• [Aim] Show each line from the listing that includes the word "page".
•••
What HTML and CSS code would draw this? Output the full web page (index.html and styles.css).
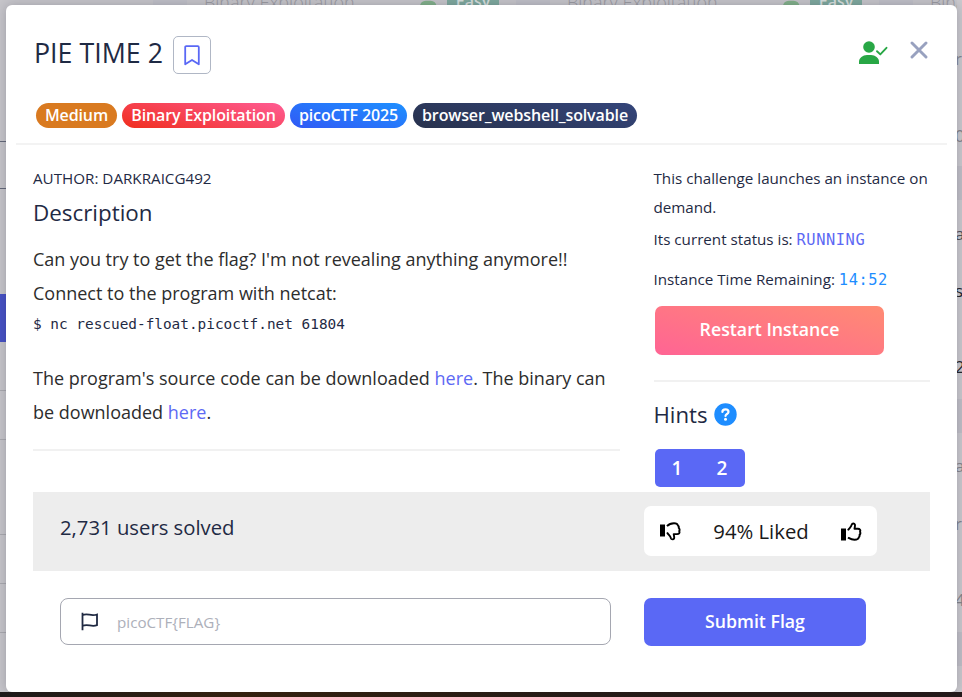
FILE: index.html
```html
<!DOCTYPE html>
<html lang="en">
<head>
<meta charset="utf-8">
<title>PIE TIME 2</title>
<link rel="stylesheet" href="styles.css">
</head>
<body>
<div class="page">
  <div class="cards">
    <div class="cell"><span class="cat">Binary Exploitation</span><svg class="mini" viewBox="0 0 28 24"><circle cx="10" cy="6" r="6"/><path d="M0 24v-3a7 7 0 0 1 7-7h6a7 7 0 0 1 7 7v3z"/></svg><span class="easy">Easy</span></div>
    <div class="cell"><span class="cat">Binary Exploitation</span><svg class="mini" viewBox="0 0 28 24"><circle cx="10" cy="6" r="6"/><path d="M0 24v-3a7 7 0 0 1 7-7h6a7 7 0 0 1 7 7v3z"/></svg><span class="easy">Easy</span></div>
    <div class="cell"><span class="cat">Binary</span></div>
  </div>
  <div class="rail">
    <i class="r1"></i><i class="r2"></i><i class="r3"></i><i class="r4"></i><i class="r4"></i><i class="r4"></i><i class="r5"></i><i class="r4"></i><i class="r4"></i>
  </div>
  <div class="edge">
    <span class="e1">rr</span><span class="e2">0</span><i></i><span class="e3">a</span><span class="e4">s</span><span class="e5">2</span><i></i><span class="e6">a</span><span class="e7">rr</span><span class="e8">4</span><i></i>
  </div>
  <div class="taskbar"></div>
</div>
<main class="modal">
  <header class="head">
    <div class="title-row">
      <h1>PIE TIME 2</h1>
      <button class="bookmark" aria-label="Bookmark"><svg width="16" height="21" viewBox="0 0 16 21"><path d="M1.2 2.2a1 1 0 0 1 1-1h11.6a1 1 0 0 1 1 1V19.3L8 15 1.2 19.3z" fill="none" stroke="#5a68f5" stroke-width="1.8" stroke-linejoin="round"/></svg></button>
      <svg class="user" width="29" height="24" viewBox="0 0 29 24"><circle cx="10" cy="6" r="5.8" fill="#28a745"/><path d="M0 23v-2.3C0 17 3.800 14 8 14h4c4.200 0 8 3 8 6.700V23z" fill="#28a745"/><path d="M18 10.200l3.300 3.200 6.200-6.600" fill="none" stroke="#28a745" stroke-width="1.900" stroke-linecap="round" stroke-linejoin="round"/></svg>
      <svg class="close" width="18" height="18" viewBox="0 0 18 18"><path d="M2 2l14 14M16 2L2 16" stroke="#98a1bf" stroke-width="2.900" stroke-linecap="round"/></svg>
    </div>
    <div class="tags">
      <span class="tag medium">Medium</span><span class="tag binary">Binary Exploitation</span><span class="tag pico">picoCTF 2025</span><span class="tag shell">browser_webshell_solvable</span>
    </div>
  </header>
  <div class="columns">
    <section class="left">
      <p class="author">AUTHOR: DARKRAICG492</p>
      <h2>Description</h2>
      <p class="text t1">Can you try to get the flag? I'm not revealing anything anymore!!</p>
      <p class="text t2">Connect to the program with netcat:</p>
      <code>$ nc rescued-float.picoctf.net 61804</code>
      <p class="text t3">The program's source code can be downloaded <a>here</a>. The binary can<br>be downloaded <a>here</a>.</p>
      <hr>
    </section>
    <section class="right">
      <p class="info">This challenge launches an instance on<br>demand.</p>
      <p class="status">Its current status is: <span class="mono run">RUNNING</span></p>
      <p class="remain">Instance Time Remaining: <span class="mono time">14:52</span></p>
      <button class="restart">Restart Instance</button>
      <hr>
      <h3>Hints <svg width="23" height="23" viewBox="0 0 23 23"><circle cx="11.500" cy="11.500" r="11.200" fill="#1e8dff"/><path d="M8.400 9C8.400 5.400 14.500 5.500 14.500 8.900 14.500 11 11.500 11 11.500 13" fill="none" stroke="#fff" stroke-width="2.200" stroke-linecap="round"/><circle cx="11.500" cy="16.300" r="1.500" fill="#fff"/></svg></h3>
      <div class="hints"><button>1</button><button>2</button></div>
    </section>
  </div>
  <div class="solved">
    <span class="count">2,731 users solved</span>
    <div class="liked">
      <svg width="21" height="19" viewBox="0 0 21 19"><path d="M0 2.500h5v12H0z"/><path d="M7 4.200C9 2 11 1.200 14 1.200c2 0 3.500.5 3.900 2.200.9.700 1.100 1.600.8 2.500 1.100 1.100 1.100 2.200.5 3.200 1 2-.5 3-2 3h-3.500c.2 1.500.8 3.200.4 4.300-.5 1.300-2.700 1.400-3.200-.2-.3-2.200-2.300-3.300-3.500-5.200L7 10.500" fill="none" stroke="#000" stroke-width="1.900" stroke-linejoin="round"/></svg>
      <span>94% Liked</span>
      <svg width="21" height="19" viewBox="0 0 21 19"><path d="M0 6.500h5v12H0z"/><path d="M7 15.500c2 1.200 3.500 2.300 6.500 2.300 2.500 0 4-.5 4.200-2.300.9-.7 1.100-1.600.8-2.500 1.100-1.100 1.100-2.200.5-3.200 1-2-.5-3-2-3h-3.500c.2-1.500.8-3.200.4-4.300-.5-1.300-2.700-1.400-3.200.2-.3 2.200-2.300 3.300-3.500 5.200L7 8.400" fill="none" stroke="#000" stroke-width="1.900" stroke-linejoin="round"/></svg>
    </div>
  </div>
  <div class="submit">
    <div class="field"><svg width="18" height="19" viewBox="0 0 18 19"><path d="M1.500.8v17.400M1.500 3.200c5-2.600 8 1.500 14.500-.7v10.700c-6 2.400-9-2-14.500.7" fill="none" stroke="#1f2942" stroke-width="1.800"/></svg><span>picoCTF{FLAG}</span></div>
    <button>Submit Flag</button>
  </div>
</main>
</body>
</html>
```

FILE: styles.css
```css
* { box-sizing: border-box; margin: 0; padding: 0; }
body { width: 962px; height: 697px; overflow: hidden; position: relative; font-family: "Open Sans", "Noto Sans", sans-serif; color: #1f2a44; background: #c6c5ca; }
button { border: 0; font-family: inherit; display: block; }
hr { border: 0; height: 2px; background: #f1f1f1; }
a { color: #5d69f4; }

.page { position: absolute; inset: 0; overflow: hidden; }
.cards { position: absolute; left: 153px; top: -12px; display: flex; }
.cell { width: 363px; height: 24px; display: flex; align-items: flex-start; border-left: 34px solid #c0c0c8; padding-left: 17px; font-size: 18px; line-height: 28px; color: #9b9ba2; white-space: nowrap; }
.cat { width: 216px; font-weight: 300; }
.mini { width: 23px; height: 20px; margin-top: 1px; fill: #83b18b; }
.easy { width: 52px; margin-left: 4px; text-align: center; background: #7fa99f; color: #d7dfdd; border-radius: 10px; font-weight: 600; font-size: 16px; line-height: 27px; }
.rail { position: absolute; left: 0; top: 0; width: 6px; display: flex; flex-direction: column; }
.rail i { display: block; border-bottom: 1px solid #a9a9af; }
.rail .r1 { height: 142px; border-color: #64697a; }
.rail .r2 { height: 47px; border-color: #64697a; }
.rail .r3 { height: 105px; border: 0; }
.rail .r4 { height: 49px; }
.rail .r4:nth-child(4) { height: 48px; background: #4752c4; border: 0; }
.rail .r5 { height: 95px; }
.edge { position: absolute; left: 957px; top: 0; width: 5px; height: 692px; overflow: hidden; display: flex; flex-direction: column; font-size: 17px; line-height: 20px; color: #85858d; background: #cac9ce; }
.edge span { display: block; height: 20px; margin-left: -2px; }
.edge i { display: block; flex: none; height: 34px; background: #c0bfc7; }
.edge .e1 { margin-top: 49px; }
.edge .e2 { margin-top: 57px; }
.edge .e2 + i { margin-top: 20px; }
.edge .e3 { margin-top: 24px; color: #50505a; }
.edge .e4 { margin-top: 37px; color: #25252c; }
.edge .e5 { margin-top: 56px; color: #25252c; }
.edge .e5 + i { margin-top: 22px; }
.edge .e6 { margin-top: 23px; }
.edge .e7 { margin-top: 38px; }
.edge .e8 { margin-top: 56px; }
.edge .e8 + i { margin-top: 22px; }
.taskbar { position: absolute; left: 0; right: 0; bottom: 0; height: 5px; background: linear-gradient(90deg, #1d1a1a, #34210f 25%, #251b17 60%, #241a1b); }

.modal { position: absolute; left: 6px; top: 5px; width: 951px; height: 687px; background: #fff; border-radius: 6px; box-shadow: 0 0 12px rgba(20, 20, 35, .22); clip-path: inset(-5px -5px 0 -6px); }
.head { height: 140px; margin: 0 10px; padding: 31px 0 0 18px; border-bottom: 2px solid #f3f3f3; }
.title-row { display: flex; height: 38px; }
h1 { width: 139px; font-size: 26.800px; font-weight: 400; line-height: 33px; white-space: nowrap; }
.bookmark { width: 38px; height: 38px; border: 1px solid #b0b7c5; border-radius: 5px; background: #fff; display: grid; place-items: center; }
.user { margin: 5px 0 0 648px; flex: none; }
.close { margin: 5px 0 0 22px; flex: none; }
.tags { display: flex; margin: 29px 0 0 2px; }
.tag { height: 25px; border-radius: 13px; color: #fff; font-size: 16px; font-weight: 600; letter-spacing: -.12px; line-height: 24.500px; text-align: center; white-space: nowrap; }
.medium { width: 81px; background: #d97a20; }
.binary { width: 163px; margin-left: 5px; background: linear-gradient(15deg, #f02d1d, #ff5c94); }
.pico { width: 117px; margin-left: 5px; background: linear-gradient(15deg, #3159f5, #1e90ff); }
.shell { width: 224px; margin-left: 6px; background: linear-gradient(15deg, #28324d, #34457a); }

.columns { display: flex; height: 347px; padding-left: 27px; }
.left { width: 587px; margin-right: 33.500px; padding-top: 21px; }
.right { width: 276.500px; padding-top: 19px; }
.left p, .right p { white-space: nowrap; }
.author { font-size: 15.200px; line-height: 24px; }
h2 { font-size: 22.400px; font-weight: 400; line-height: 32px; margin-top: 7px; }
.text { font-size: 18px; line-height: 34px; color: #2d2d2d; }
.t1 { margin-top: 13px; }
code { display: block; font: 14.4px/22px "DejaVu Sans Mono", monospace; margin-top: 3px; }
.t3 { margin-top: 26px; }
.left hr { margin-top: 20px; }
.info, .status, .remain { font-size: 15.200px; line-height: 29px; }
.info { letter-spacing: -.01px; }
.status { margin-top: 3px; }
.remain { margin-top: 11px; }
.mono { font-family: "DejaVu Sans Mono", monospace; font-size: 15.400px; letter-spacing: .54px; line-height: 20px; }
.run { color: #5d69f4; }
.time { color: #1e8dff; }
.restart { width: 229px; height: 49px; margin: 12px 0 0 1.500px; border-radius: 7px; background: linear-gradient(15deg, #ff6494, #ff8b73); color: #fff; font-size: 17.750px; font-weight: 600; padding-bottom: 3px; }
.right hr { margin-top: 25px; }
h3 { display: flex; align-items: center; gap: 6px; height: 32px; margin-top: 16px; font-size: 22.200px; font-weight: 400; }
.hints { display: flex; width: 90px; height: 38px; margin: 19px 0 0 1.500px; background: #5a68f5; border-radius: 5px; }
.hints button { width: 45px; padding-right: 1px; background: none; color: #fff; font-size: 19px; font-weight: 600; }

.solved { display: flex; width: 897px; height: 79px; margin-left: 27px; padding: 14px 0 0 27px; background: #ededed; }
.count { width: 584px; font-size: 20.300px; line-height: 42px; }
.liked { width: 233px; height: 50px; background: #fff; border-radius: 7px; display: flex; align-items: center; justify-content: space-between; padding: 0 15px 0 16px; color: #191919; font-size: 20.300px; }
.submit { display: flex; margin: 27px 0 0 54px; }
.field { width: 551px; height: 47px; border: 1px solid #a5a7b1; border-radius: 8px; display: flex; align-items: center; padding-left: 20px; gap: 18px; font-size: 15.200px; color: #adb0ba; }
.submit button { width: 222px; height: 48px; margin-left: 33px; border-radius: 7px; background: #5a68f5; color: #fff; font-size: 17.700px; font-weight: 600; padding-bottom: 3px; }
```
•••
• [Solution to this task]
What HTML and CSS code would draw this? Output the full web page (index.html and styles.css).
<div class="page">
.page { position: absolute; inset: 0; overflow: hidden; }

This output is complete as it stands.